辅导员让我真正感受到上善若水的力量,他给我的感觉就像水一样,朴实无华却包涵万物。他的心得体会总是在日常生活里找自己应该提高的地方,甚至在我们新学员的身上他也总能发掘优点来提高自己,回想起来我初得法就遇到这样的同修是多么幸运的一件事!毕业后因为他在校优秀的表现被留校任教,迫害后失去工作,从此断了音讯。但我知道他一定在某个地方兑现他的使命。

同修们也是比学比修,互相鼓励,记得有一次晚上在操场上炼静功,天空里出现闷雷声,我虽然没有马上动,但听到有同修出定,也就跟着出了定,但有一位同修一直打着坐直到结束,出定后同修说了一件事,她有一次在同济炼静功,也是打雷后来下雨,在雨中大家谁也没有动。我们都好惭愧,这是心性上的差距啊。

98年夏天我来到北京,当时的北京确实是有绿地的地方就有法轮功,人生地不熟的我也顺利找到了附近的炼功点,参加集体晨炼。有一天,炼功点的辅导员在晨炼结束后请大家留一下,读了一份由公安部里的同修发出的文书,主要是说接下来大家会看到很多特务以各种身份加入,请大家不要把他们当成特务而是真正的炼功人对待,用最大的善念对待他们,解答他们的问题,大法没有秘密,他们想知道什么我们都可以告诉他们。
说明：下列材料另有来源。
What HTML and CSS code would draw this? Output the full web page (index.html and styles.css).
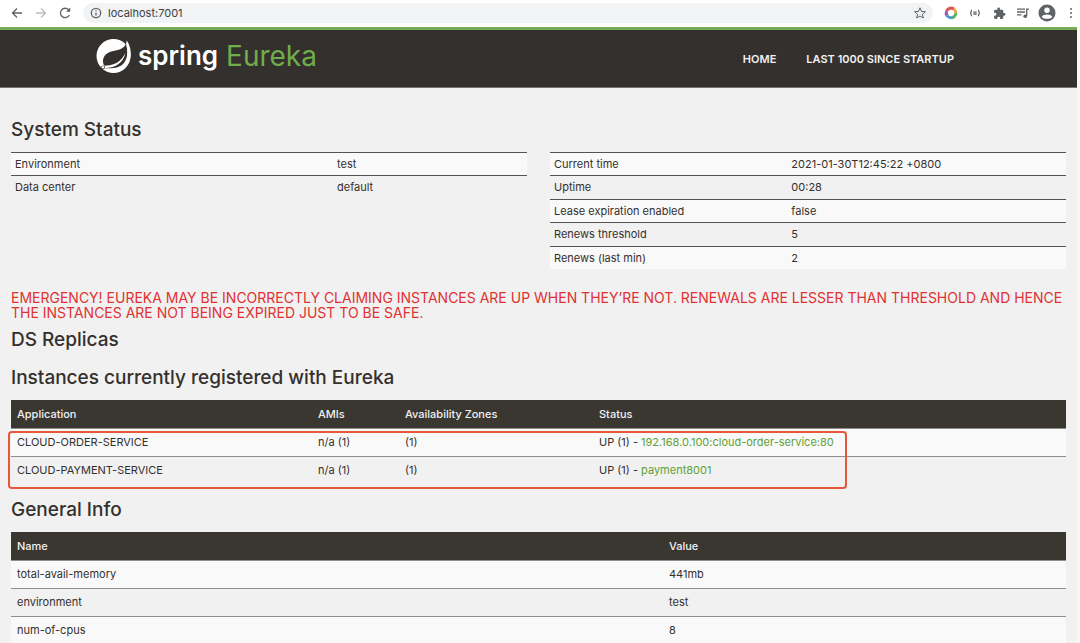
FILE: index.html
```html
<!DOCTYPE html>
<html lang="en">
<head>
<meta charset="utf-8">
<title>Eureka</title>
<meta name="viewport" content="width=device-width, initial-scale=1">
<link rel="stylesheet" href="styles.css">
</head>
<body>
<div class="toolbar">
  <div class="history">
    <button class="tool" aria-label="Back"><svg width="16" height="16" viewBox="0 0 16 16"><path d="M13 8H3.500M8 3.500 3.500 8 8 12.500" /></svg></button>
    <button class="tool faded" aria-label="Forward"><svg width="16" height="16" viewBox="0 0 16 16"><path d="M3 8h9.500M8 3.500 12.500 8 8 12.500" /></svg></button>
    <button class="tool" aria-label="Reload"><svg width="16" height="16" viewBox="0 0 16 16"><path d="M12.400 10A4.700 4.700 0 1 1 11.600 4.700L12.800 6" /><path class="solid" d="M13.200 2.600v4.200H9z" /></svg></button>
  </div>
  <div class="address">
    <svg class="info" width="12" height="12" viewBox="0 0 12 12" aria-hidden="true"><circle cx="6" cy="6" r="4.700" /><path d="M6 5.400v3M6 3.200v1.100" /></svg>
    <input class="url" type="text" value="localhost:7001" aria-label="Address">
    <button class="tool" aria-label="Bookmark"><svg width="16" height="16" viewBox="0 0 16 16"><path class="thin" d="M8 2.800 9.500 6.400l3.900.3-3 2.500.9 3.800L8 11l-3.300 2 .9-3.800-3-2.500 3.900-.3z" /></svg></button>
  </div>
  <div class="extensions">
    <button class="tool" aria-label="Color extension"><svg width="16" height="16" viewBox="0 0 16 16"><path class="ring red" d="M3.600 6A4.800 4.800 0 0 1 11 4.200" /><path class="ring orange" d="M11 4.200A4.800 4.800 0 0 1 12.800 8" /><path class="ring green" d="M12.800 8A4.800 4.800 0 0 1 8 12.800" /><path class="ring blue" d="M8 12.800A4.800 4.800 0 0 1 4 10.500" /><path class="ring purple" d="M4 10.500A4.800 4.800 0 0 1 3.600 6" /></svg></button>
    <button class="tool" aria-label="JSON viewer"><svg width="16" height="16" viewBox="0 0 16 16"><path d="M5 5.200C3.500 5.200 4.800 7.700 3.200 8c1.600.3.300 2.800 1.800 2.800M11 5.200c1.500 0 .2 2.500 1.800 2.800-1.600.3-.3 2.800-1.800 2.800M6.300 7.200h3.400M6.300 9h3.400" /></svg></button>
    <button class="tool" aria-label="Extensions"><svg width="13" height="13" viewBox="0 0 24 24"><path class="solid" d="M20.500 11H19V7a2 2 0 0 0-2-2h-4V3.500a2.500 2.500 0 0 0-5 0V5H4a2 2 0 0 0-2 2v3.800h1.500a2.700 2.700 0 0 1 0 5.400H2V20a2 2 0 0 0 2 2h3.800v-1.500a2.700 2.700 0 0 1 5.400 0V22H17a2 2 0 0 0 2-2v-4h1.500a2.500 2.500 0 0 0 0-5z" /></svg></button>
    <button class="tool" aria-label="Media"><svg width="16" height="16" viewBox="0 0 16 16"><path d="M2 4.200h8M2 7h8M2 9.800h4.500M11.700 11V4.200H14" /><circle class="solid" cx="10.200" cy="11.200" r="1.800" /></svg></button>
    <button class="tool" aria-label="Profile"><svg width="18" height="18" viewBox="0 0 18 18"><circle class="solid" cx="9" cy="9" r="8.500" /><circle class="white" cx="9" cy="6.300" r="2.700" /><path class="white" d="M3.700 12.900C4.500 11.300 7 10.600 9 10.600s4.500.7 5.300 2.300A6.500 6.500 0 0 1 9 14.800a6.500 6.500 0 0 1-5.300-1.900z" /></svg></button>
    <button class="tool" aria-label="Menu"><svg width="4" height="14" viewBox="0 0 4 14"><circle class="solid" cx="2" cy="3" r="1" /><circle class="solid" cx="2" cy="7" r="1" /><circle class="solid" cx="2" cy="11" r="1" /></svg></button>
  </div>
</div>

<div class="page">
  <header class="navbar">
    <a class="brand" href="#">
      <svg width="36" height="36" viewBox="0 0 36 36" aria-hidden="true"><circle class="disc" cx="18.500" cy="18" r="17" /><path class="shade" d="M31 5.500C29 10.500 24.500 12 18.500 13 11.500 14.200 7.800 18.500 8 23.500c.1 2.200.7 3.500 1.800 4.700L8.500 30C17 31 24.500 30 28.500 25.500 33 20.500 33 13 31 5.500z" /><path class="disc" d="M31.800 2.500C31 5 31 6 31.800 9 33.500 15 32.800 22 29 26.500L31 28.500C37.500 22 37 10 31.800 2.500z" /><path class="disc" d="M9 27.800C19 27.500 26 24 30.500 15 28.500 24.500 21 29.800 10 30z" /><circle class="shade" cx="8" cy="29.300" r="1.900" /><circle class="disc" cx="8" cy="29.300" r="1.200" /></svg>
      <span class="spring">spring</span><span class="eureka">Eureka</span>
    </a>
    <nav class="links"><a href="#">HOME</a><a href="#">LAST 1000 SINCE STARTUP</a></nav>
  </header>

  <main class="content">
    <h1>System Status</h1>
    <div class="status">
      <table class="facts">
        <colgroup><col class="wide"><col></colgroup>
        <tbody>
        <tr><td>Environment</td><td>test</td></tr>
        <tr><td>Data center</td><td>default</td></tr>
        </tbody>
      </table>
      <table class="facts">
        <colgroup><col class="medium"><col></colgroup>
        <tbody>
        <tr><td>Current time</td><td>2021-01-30T12:45:22 +0800</td></tr>
        <tr><td>Uptime</td><td>00:28</td></tr>
        <tr><td>Lease expiration enabled</td><td>false</td></tr>
        <tr><td>Renews threshold</td><td>5</td></tr>
        <tr><td>Renews (last min)</td><td>2</td></tr>
        </tbody>
      </table>
    </div>
    <p class="warning">EMERGENCY! EUREKA MAY BE INCORRECTLY CLAIMING INSTANCES ARE UP WHEN THEY’RE NOT. RENEWALS ARE LESSER THAN THRESHOLD AND HENCE THE INSTANCES ARE NOT BEING EXPIRED JUST TO BE SAFE.</p>
    <h1>DS Replicas</h1>
    <h1>Instances currently registered with Eureka</h1>
    <div class="instances">
      <table class="list">
        <colgroup><col class="app"><col class="ami"><col class="zone"><col></colgroup>
        <thead><tr><th>Application</th><th>AMIs</th><th>Availability Zones</th><th>Status</th></tr></thead>
        <tbody>
        <tr><td>CLOUD-ORDER-SERVICE</td><td>n/a (1)</td><td>(1)</td><td>UP (1) - <a href="#">192.168.0.100:cloud-order-service:80</a></td></tr>
        <tr><td>CLOUD-PAYMENT-SERVICE</td><td>n/a (1)</td><td>(1)</td><td>UP (1) - <a href="#">payment8001</a></td></tr>
        </tbody>
      </table>
      <div class="marker"></div>
    </div>
    <h1>General Info</h1>
    <table class="list">
      <colgroup><col class="name"><col></colgroup>
      <thead><tr><th>Name</th><th>Value</th></tr></thead>
      <tbody>
      <tr><td>total-avail-memory</td><td>441mb</td></tr>
      <tr><td>environment</td><td>test</td></tr>
      <tr><td>num-of-cpus</td><td>8</td></tr>
      </tbody>
    </table>
  </main>
</div>
</body>
</html>
```
FILE: styles.css
```css
* { box-sizing: border-box; }

body {
  margin: 0;
  background: #f8f8f8;
  color: #34302d;
  font: 11px/14px Inter, "Liberation Sans", sans-serif;
}

.toolbar {
  display: flex;
  align-items: center;
  gap: 10px;
  height: 27px;
  padding: 0 1px 1px 9px;
  background: #fff;
}
.history, .extensions { display: flex; align-items: center; gap: 8px; }
.tool {
  display: flex;
  align-items: center;
  justify-content: center;
  width: 16px;
  padding: 0;
  border: 0;
  background: none;
  color: #5f6368;
}
.faded { color: #babcbe; }
.tool svg, .info { flex: none; fill: none; stroke: currentColor; stroke-width: 1.3; }
.tool .solid { fill: currentColor; stroke: none; }
.tool .thin { stroke-width: 1; }
.tool .white { fill: #fff; stroke: none; }
.tool .ring { stroke-width: 3; }
.red { stroke: #e2574c; }
.orange { stroke: #f0a54a; }
.green { stroke: #58b368; }
.blue { stroke: #4a8fe0; }
.purple { stroke: #9a58b5; }
.address {
  display: flex;
  flex: 1;
  align-items: center;
  gap: 6px;
  height: 20px;
  padding: 0 5px 0 7px;
  border-radius: 10px;
  background: #f1f3f4;
  color: #5f6368;
}
.url {
  flex: 1;
  min-width: 0;
  padding: 0;
  border: 0;
  background: none;
  color: #3c4043;
  font: 11px/14px Inter, sans-serif;
}

.page {
  min-height: calc(100vh - 27px);
  margin-right: 3px;
  background: #f1f1f1;
}
.navbar {
  display: flex;
  align-items: center;
  justify-content: space-between;
  height: 61px;
  padding: 0 123px 0 95px;
  border-top: 3px solid #78ac56;
  border-bottom: 1px solid #77746f;
  background: #34302d;
}
.brand {
  display: flex;
  align-items: center;
  height: 50px;
  padding-bottom: 6px;
  font-size: 26px;
  line-height: 36px;
  text-decoration: none;
}
.disc { fill: #fff; }
.shade { fill: #34302d; }
.spring { margin: 0 8px 0 7px; color: #fff; font-weight: 600; }
.eureka { color: #70ad4b; font-size: 28px; }
.links { display: flex; gap: 30px; font-weight: 600; }
.links a { color: #f1f1f1; text-decoration: none; }

.content { padding: 29px 11px 0; }
h1 { margin: 0 0 10px; font-size: 19px; line-height: 25px; font-weight: 500; }

.status {
  display: grid;
  grid-template-columns: 1fr 1fr;
  align-items: start;
  gap: 23px;
}
table { width: 100%; border-collapse: collapse; table-layout: fixed; }
td, th { text-align: left; }
.facts td { padding: 4px; border-top: 1px solid #55524f; }
.facts tr:nth-child(even) td { padding-bottom: 5px; }
tbody tr:nth-child(odd) { background: #f9f9f9; }
.wide { width: 322px; }
.medium { width: 46%; }

.warning {
  margin: 21px 0 7px;
  color: #e03131;
  font-size: 14px;
  line-height: 15px;
}
.warning + h1 { margin-bottom: 13px; }

.instances { position: relative; margin-bottom: 13px; }
.list td, .list th { height: 28px; padding: 0 6px; }
.list th { background: #3a3731; color: #f1f1f1; font-weight: 500; }
.list td { border-top: 1px solid #908e8c; }
.list a { color: #5fa134; text-decoration: none; }
.app { width: 301px; }
.ami { width: 87px; }
.zone { width: 194px; }
.name { width: 652px; }
.marker {
  position: absolute;
  top: 31px;
  right: 219px;
  bottom: -5px;
  left: -3px;
  border: 2px solid #e8573a;
  border-radius: 4px;
  pointer-events: none;
}
```
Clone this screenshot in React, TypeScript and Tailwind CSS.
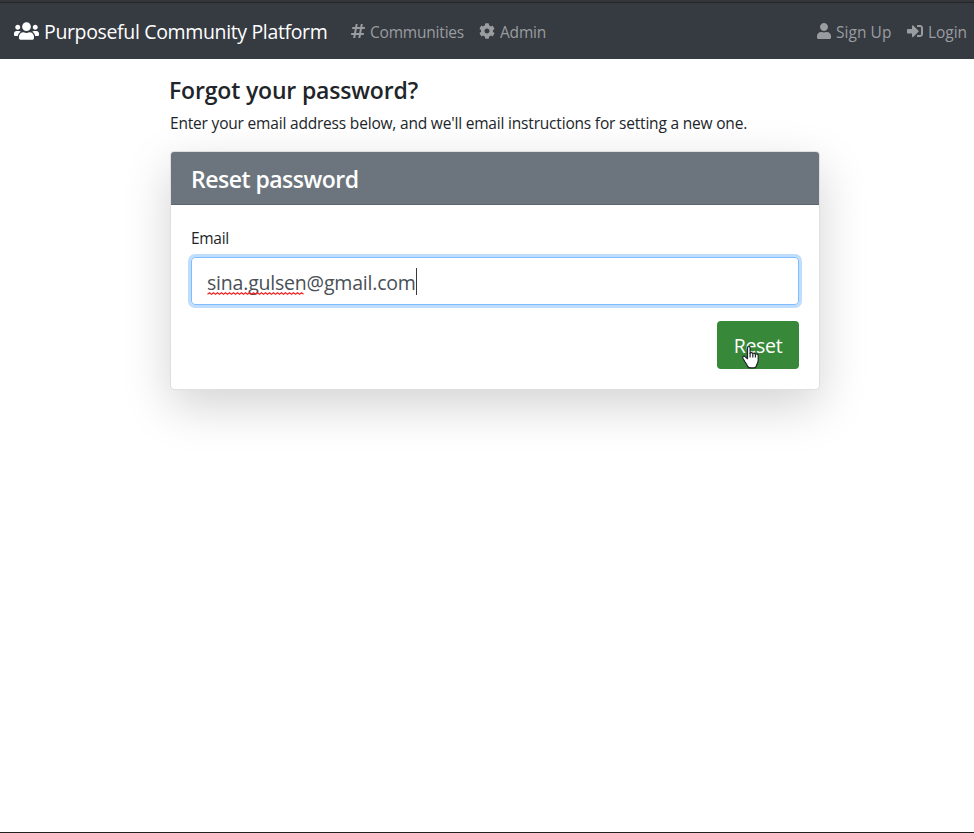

听到这些,我的心里浮现出一个"正"字,这就是我要寻找的正法!

回到上海,学校炼功点上果然出现了许多新面孔,经常问一些与修炼无关的问题,大家虽然没有收到北京同修那里的消息,自觉的都以善念对待这些明显意不在修炼的人。后来渐渐有些人离开了,有些留了下来。

那一年还参加了上海万人体育场洪法,上海大法弟子们围着体育场集体炼功,结束的时候看到有同修把自己站的地方地上掉的纸屑都捡起来扔到垃圾桶里,大家也都把各自站的地方打扫干净。这一幕后来也在四二五集体上访时出现,据说江**因为这个说法轮功纪律严明,控制很严,其实这只是修炼人自然而然的一个状态,不用任何规定,大家自发的就会做好。

那一天还出现了神奇的景象,许多包括我在内的天目一直关着的同修都看到了这个景象。就在我们要散去的时候,一位阿姨说"大家看太阳!",太阳展现出层层叠叠的法轮,一点也不刺眼,我当时还观察了一下路上的行人,发现很多孩子也盯着太阳看,可大人们一看就被太阳光刺的眯起眼睛。同时看到体育场上方一圈围坐着巨大的佛像形状的五彩祥云,在空中冉冉上升,一边上升一边变幻着颜色。可惜当时的我没有从理性上真正意识到自己多么幸运,参与的是多么殊胜伟大的事件。

午夜梦回,想起了这些往事,同修们大多失去联系,但从来不觉的和他们分离。在此把这些记录下来,算是当时上海高校里大法弟子画卷的一部分,那是一块真正的净土。